→ **Source material**:
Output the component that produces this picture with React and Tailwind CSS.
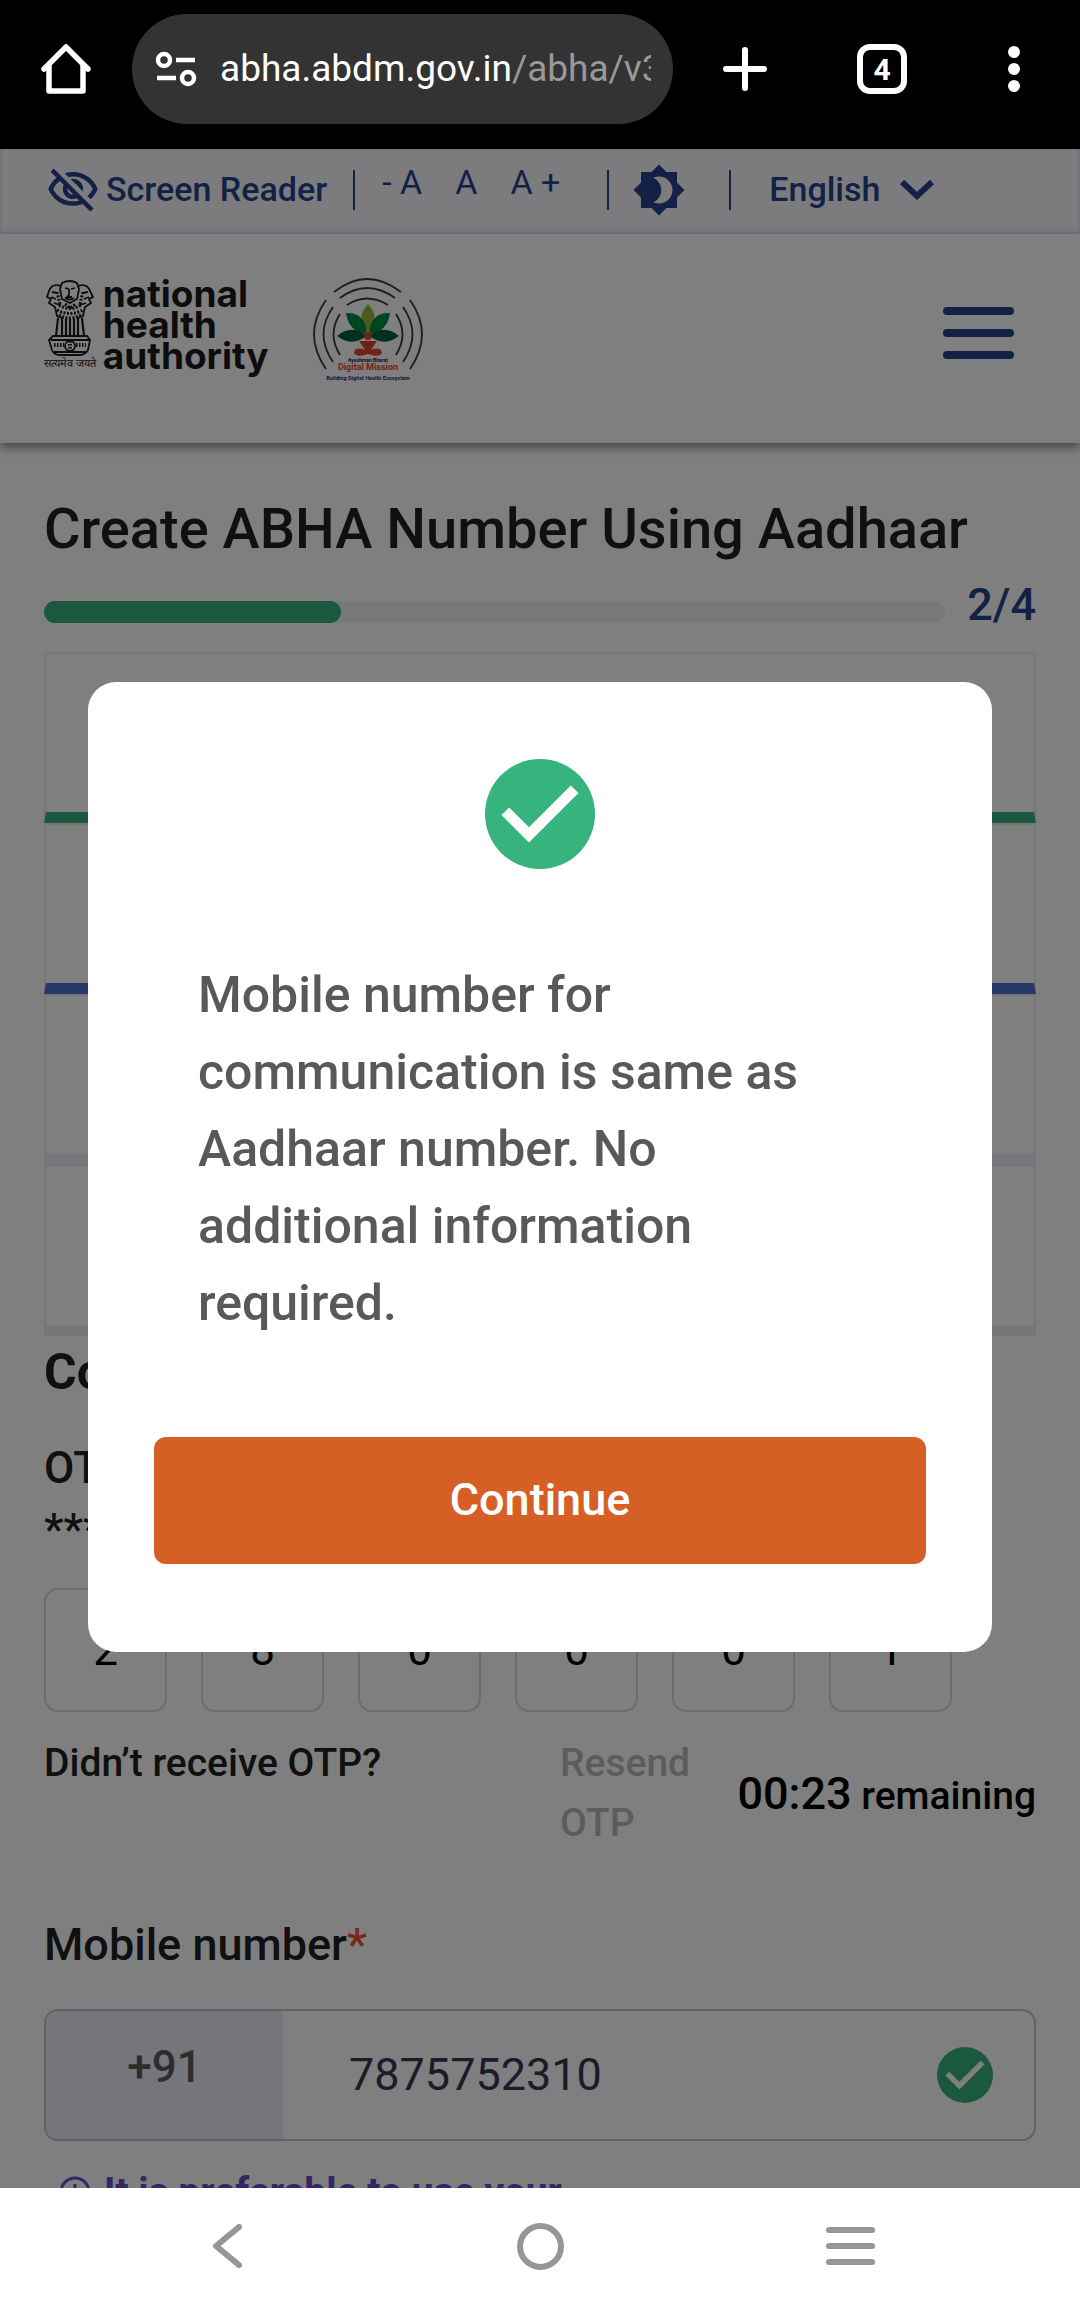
import React, { useState } from "react";

const otpDigits = ["2", "8", "0", "0", "0", "1"];
const steps = [
  "border-b-[#37b37e]",
  "border-b-[#4c6fd0]",
  "border-b-[#ededf7]",
  "border-b-[#ededf7]",
];

function CheckBadge({ className }) {
  return (
    <svg className={className} viewBox="2 2 20 20" aria-hidden="true">
      <circle cx="12" cy="12" r="10" fill="#37b37e" />
      <path d="M10 17.2l-5-5 1.4-1.4 3.6 3.6 7.6-7.6L19 8.2z" fill="#fff" />
    </svg>
  );
}

function BrowserBar() {
  return (
    <header className="flex h-[149px] items-start bg-black pt-[14px] text-white">
      <div className="flex h-[110px] w-full items-center">
        <button aria-label="Home" className="ml-[36px] flex w-[60px] justify-center">
          <svg className="h-[56px] w-[56px]" viewBox="0 0 56 56" fill="none" stroke="currentColor" strokeWidth="5.5">
            <path d="M6 28L28 6L50 28M11 24V50H45V24" strokeLinejoin="round" strokeLinecap="round" />
          </svg>
        </button>
        <div className="ml-[36px] flex h-[110px] min-w-0 flex-1 items-center rounded-full bg-[#333] px-[22px]">
          <button aria-label="Site information" className="shrink-0">
            <svg className="h-[44px] w-[44px]" viewBox="0 0 44 44" fill="none" stroke="currentColor" strokeWidth="4.5">
              <circle cx="10" cy="13" r="6" />
              <path d="M22 13H41M3 31H22" />
              <circle cx="34" cy="31" r="6" />
            </svg>
          </button>
          <div className="ml-[22px] overflow-hidden whitespace-nowrap text-[37px] leading-[50px]">
            abha.abdm.gov.in<span className="text-[#999]">/abha/v3</span>
          </div>
        </div>
        <div className="flex w-[407px] shrink-0 items-center pl-[50px]">
          <button aria-label="New tab">
            <svg className="h-[44px] w-[44px]" viewBox="0 0 44 44" stroke="currentColor" strokeWidth="6" strokeLinecap="round">
              <path d="M22 3V41M3 22H41" />
            </svg>
          </button>
          <button aria-label="Switch tabs" className="ml-[90px] flex h-[50px] w-[50px] items-center justify-center rounded-[13px] border-[6px] border-white text-[30px] font-bold">
            4
          </button>
          <button aria-label="Menu" className="ml-[100px]">
            <svg className="h-[46px] w-[14px]" viewBox="0 0 14 46" fill="currentColor">
              <circle cx="7" cy="6" r="6" />
              <circle cx="7" cy="23" r="6" />
              <circle cx="7" cy="40" r="6" />
            </svg>
          </button>
        </div>
      </div>
    </header>
  );
}

function Divider() {
  return <span className="block h-[40px] w-[2px] bg-[#25428b]" />;
}

function UtilityBar() {
  return (
    <div className="flex h-[85px] items-center border-2 border-t-0 border-[#e8e8f0] bg-[#f8f8fe] pb-[2px] text-[#25428b]">
      <button className="ml-[44px] flex items-center gap-[6px] text-[34px] font-medium">
        <svg className="h-[54px] w-[54px]" viewBox="0 0 24 24" fill="currentColor" aria-hidden="true">
          <path d="M12 6c3.79 0 7.17 2.13 8.82 5.5-.59 1.22-1.42 2.27-2.41 3.12l1.41 1.41c1.39-1.23 2.49-2.77 3.18-4.53C21.27 7.11 17 4 12 4c-1.27 0-2.49.2-3.64.57l1.65 1.65C10.66 6.09 11.32 6 12 6zm-1.07 1.14L13 9.21c.57.25 1.03.71 1.28 1.28l2.07 2.07c.08-.34.14-.7.14-1.07C16.5 9.01 14.48 7 12 7c-.37 0-.72.05-1.07.14zM2.01 3.87l2.68 2.68C3.06 7.83 1.77 9.53 1 11.5 2.73 15.89 7 19 12 19c1.52 0 2.98-.29 4.32-.82l3.42 3.42 1.41-1.41L3.42 2.45 2.01 3.87zm7.5 7.5l2.61 2.61c-.04.01-.08.02-.12.02-1.38 0-2.5-1.12-2.5-2.5 0-.05.01-.08.01-.13zm-3.4-3.4l1.75 1.75c-.23.55-.36 1.15-.36 1.78 0 2.48 2.02 4.5 4.5 4.5.63 0 1.23-.13 1.77-.36l.98.98c-.88.24-1.8.38-2.75.38-3.79 0-7.17-2.13-8.82-5.5.7-1.43 1.72-2.61 2.93-3.53z" />
        </svg>
        Screen Reader
      </button>
      <div className="ml-[26px]"><Divider /></div>
      <div className="mb-[14px] ml-[27px] flex gap-[33px] text-[34px]">
        <button>- A</button>
        <button>A</button>
        <button>A +</button>
      </div>
      <div className="ml-[47px]"><Divider /></div>
      <button aria-label="Toggle contrast" className="ml-[23px]">
        <svg className="h-[54px] w-[54px]" viewBox="0 0 24 24" fill="currentColor">
          <path fillRule="evenodd" d="M20 8.69V4h-4.69L12 .69 8.69 4H4v4.69L.69 12 4 15.31V20h4.69L12 23.31 15.31 20H20v-4.69L23.31 12 20 8.69zM12 18c-.89 0-1.74-.2-2.5-.55C11.56 16.5 13 14.42 13 12s-1.44-4.5-3.5-5.45C10.26 6.2 11.11 6 12 6c3.31 0 6 2.69 6 6s-2.69 6-6 6z" />
        </svg>
      </button>
      <div className="ml-[43px]"><Divider /></div>
      <button className="ml-[38px] flex items-center gap-[20px] text-[34px] font-medium">
        English
        <svg className="h-[22px] w-[34px]" viewBox="0 0 34 22" fill="none" stroke="currentColor" strokeWidth="6" aria-hidden="true">
          <path d="M2 3L17 17L32 3" />
        </svg>
      </button>
    </div>
  );
}

function Emblem() {
  return (
    <svg className="h-[76px] w-[50px]" viewBox="0 0 50 76" fill="none" stroke="#1b1b1b" strokeWidth="1.8" aria-hidden="true">
      <path d="M17 3q8-4 15 0l2 6-2 10-7 4-8-4-2-10zM20 8l4 1M26 9l4-1M24 9v6l-2 2h5M20 18q5 3 9 0" />
      <path d="M16 6Q7 3 4 11L2 17l4 2-2 4 6 4 2 9 5 2M33 6q9-3 12 5l3 6-4 2 2 4-6 4-2 9-5 2" />
      <path d="M7 12l5 1M6 17l5 2M9 23l6 2M43 12l-5 1M44 17l-5 2M41 23l-6 2" />
      <path strokeDasharray="2 1.5" strokeWidth="3" d="M12 12l3 12M38 12l-3 12M14 25q11 7 22 0M12 30q13 7 26 0M14 35q11 6 22 0M20 24l5 4 6-4" />
      <path strokeWidth="2.2" d="M13 38l-2 18M17 38v18M21 39v17M25 39v16M29 39v17M33 38v18M37 38l2 18" />
      <path d="M8 56h34l3 4-2 10q-3 5-8 5H15q-6 0-8-5L4 60zM6 60h38M9 72h33" />
      <circle cx="25" cy="66" r="5" />
      <path strokeDasharray="1.5 1.5" strokeWidth="4" d="M9 65h10M31 65h10M25 61v10" />
    </svg>
  );
}

function AbdmLogo() {
  return (
    <svg className="h-[104px] w-[110px]" viewBox="0 0 110 104" role="img" aria-label="Ayushman Bharat Digital Mission">
      <g fill="none" stroke="#3a3a3a" strokeWidth="1.8">
        <path d="M21 14Q54-12 88 14M27 20Q54 0 82 20M34 27Q54 14 75 27" />
        <path d="M13 22Q-11 56 13 91M20 29Q1 56 20 84M27 36Q14 56 27 77" />
        <path d="M97 22Q121 56 97 91M90 29Q109 56 90 84M83 36Q96 56 83 77" />
      </g>
      <path d="M55 26Q68 40 55 54Q42 40 55 26Z" fill="#97b93b" />
      <path d="M33 35Q52 34 54 55Q36 55 33 35ZM77 35Q58 34 56 55Q74 55 77 35Z" fill="#008a45" />
      <path d="M24 58Q38 46 54 57Q40 70 24 58ZM86 58Q72 46 56 57Q70 70 86 58Z" fill="#006338" />
      <g fill="#e3432b">
        <circle cx="55" cy="58" r="4" />
        <path d="M46 63H64L58 72Q68 68 69 75Q66 80 55 76Q44 80 41 75Q42 68 52 72Z" />
      </g>
      <text x="55" y="84" textAnchor="middle" fontSize="5" fontWeight="700" fill="#222">Ayushman Bharat</text>
      <text x="55" y="92" textAnchor="middle" fontSize="9" fontWeight="700" fill="#e3432b">Digital Mission</text>
      <text x="55" y="102" textAnchor="middle" fontSize="5.5" fontWeight="700" fill="#242a8c">Building Digital Health Ecosystem</text>
    </svg>
  );
}

function SiteHeader() {
  return (
    <div className="flex h-[209px] items-start bg-white px-[44px] pt-[44px] shadow-[0_4px_10px_rgba(40,50,70,0.6)]">
      <a href="#nha" className="flex" aria-label="National Health Authority">
        <span className="mt-[2px] flex flex-col items-center">
          <Emblem />
          <span className="text-[11px] leading-[16px] text-[#1b1b1b]">सत्यमेव जयते</span>
        </span>
        <span className="ml-[7px] font-['Inter',sans-serif] text-[37px] font-bold leading-[31px] text-[#1b1b1b]">
          <span className="block">national</span>
          <span className="block">health</span>
          <span className="block">authority</span>
        </span>
      </a>
      <a href="#abdm" className="ml-[44px]"><AbdmLogo /></a>
      <button aria-label="Open menu" className="ml-auto mr-[22px] mt-[29px] flex w-[71px] flex-col gap-[14px]">
        <span className="h-[8px] rounded-full bg-[#25428b]" />
        <span className="h-[8px] rounded-full bg-[#25428b]" />
        <span className="h-[8px] rounded-full bg-[#25428b]" />
      </button>
    </div>
  );
}

function EnrolmentForm() {
  return (
    <main className="px-[44px] pt-[48px] text-[#212121]">
      <h1 className="text-[56px] font-medium leading-[76px]">Create ABHA Number Using Aadhaar</h1>
      <div className="mt-[8px] flex items-center">
        <div role="progressbar" aria-label="Enrolment progress" aria-valuenow={33} aria-valuemin={0} aria-valuemax={100} className="mt-[14px] h-[22px] flex-1 rounded-full bg-[#f1f1f1]">
          <div className="h-full w-[33%] rounded-full bg-[#37b37e]" />
        </div>
        <span className="ml-[22px] text-[45px] font-medium leading-[60px] text-[#25428b]">2/4</span>
      </div>
      <div className="mt-[17px]">
        {steps.map((tone, i) => (
          <div key={i} className={`h-[171px] border-2 border-b-[11px] border-[#ededf5] ${tone}`} />
        ))}
      </div>
      <h2 className="mt-[6px] text-[50px] font-bold leading-[60px]">Confirm OTP</h2>
      <p className="mt-[35px] text-[44px] font-medium leading-[62px]">OTP sent to mobile number<br />******2310</p>
      <div className="mt-[27px] flex gap-[34px]">
        {otpDigits.map((d, i) => (
          <input
            key={i}
            aria-label={`OTP digit ${i + 1}`}
            defaultValue={d}
            className="h-[124px] w-[123px] rounded-[14px] border-2 border-[#d8d8d8] text-center text-[44px] text-black"
          />
        ))}
      </div>
      <div className="mt-[21px] flex text-[39px] font-medium leading-[60px]">
        <span className="w-[516px]">Didn’t receive OTP?</span>
        <button disabled className="w-[140px] text-left text-[#b9b9b9]">Resend OTP</button>
        <span className="ml-auto mt-[31px] whitespace-nowrap text-black">
          <span className="text-[45px]">00:23</span> remaining
        </span>
      </div>
      <label htmlFor="mobile" className="mt-[62px] block text-[45px] font-medium leading-[60px]">
        Mobile number<span className="text-[#f0502d]">*</span>
      </label>
      <div className="mt-[34px] flex h-[132px] items-stretch overflow-hidden rounded-[14px] border-2 border-[#c0c2c9]">
        <span className="w-[237px] bg-[#e9edf8] pt-[26px] text-center text-[44px] font-medium leading-[60px] text-[#5a5a5a]">+91</span>
        <input id="mobile" defaultValue="7875752310" className="min-w-0 flex-1 pl-[66px] text-[45px] text-[#3c3552]" />
        <CheckBadge className="mr-[41px] h-[56px] w-[56px] self-center" />
      </div>
      <p className="mt-[21px] flex items-center gap-[12px] whitespace-nowrap pl-[14px] text-[39px] font-bold leading-[60px] text-[#6a4fc9]">
        <svg className="h-[34px] w-[34px]" viewBox="0 0 34 34" fill="none" stroke="currentColor" strokeWidth="3" aria-hidden="true">
          <circle cx="17" cy="17" r="14" />
          <path d="M17 9V19M17 22V26" />
        </svg>
        It is preferable to use your
      </p>
    </main>
  );
}

function SuccessDialog({ onClose }) {
  return (
    <div className="absolute inset-0 flex items-start justify-center bg-black/50 px-[88px] pt-[533px]">
      <section role="dialog" aria-modal="true" aria-label="Mobile number confirmed" className="flex w-full flex-col rounded-[28px] bg-white px-[66px] pb-[88px] pt-[77px]">
        <CheckBadge className="mx-auto h-[110px] w-[110px]" />
        <p className="mx-[44px] mt-[88px] text-[50px] font-medium leading-[77px] text-[#595959]">
          Mobile number for communication is same as Aadhaar number. No additional information required.
        </p>
        <button onClick={onClose} className="mt-[95px] h-[127px] rounded-[12px] bg-[#d65f26] pb-[2px] text-[45px] font-medium text-white">
          Continue
        </button>
      </section>
    </div>
  );
}

function SystemNav() {
  return (
    <nav className="grid h-[116px] grid-cols-3 items-center bg-white text-[#969696]">
      <button aria-label="Back" className="flex justify-end pr-[116px]">
        <svg className="h-[46px] w-[34px]" viewBox="0 0 34 46" fill="none" stroke="currentColor" strokeWidth="6" strokeLinecap="round" strokeLinejoin="round">
          <path d="M29 4L6 23L29 42" />
        </svg>
      </button>
      <button aria-label="Home" className="flex justify-center">
        <span className="h-[47px] w-[47px] rounded-full border-[6px] border-[#969696]" />
      </button>
      <button aria-label="Recent apps" className="flex pl-[106px]">
        <span className="flex w-[49px] flex-col gap-[10px]">
          <span className="h-[6px] rounded-full bg-[#969696]" />
          <span className="h-[6px] rounded-full bg-[#969696]" />
          <span className="h-[6px] rounded-full bg-[#969696]" />
        </span>
      </button>
    </nav>
  );
}

export default function App() {
  const [open, setOpen] = useState(true);
  return (
    <div className="flex h-screen flex-col overflow-hidden bg-white font-['Roboto',sans-serif]">
      <BrowserBar />
      <div className="relative min-h-0 flex-1 overflow-hidden">
        <UtilityBar />
        <SiteHeader />
        <EnrolmentForm />
        {open && <SuccessDialog onClose={() => setOpen(false)} />}
      </div>
      <SystemNav />
    </div>
  );
}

→ **Problem requirements**:
In the listing above, find each line with the word "React" and copy it.

→ **Written solution**:
Output the component that produces this picture with React and Tailwind CSS.
import React, { useState } from "react";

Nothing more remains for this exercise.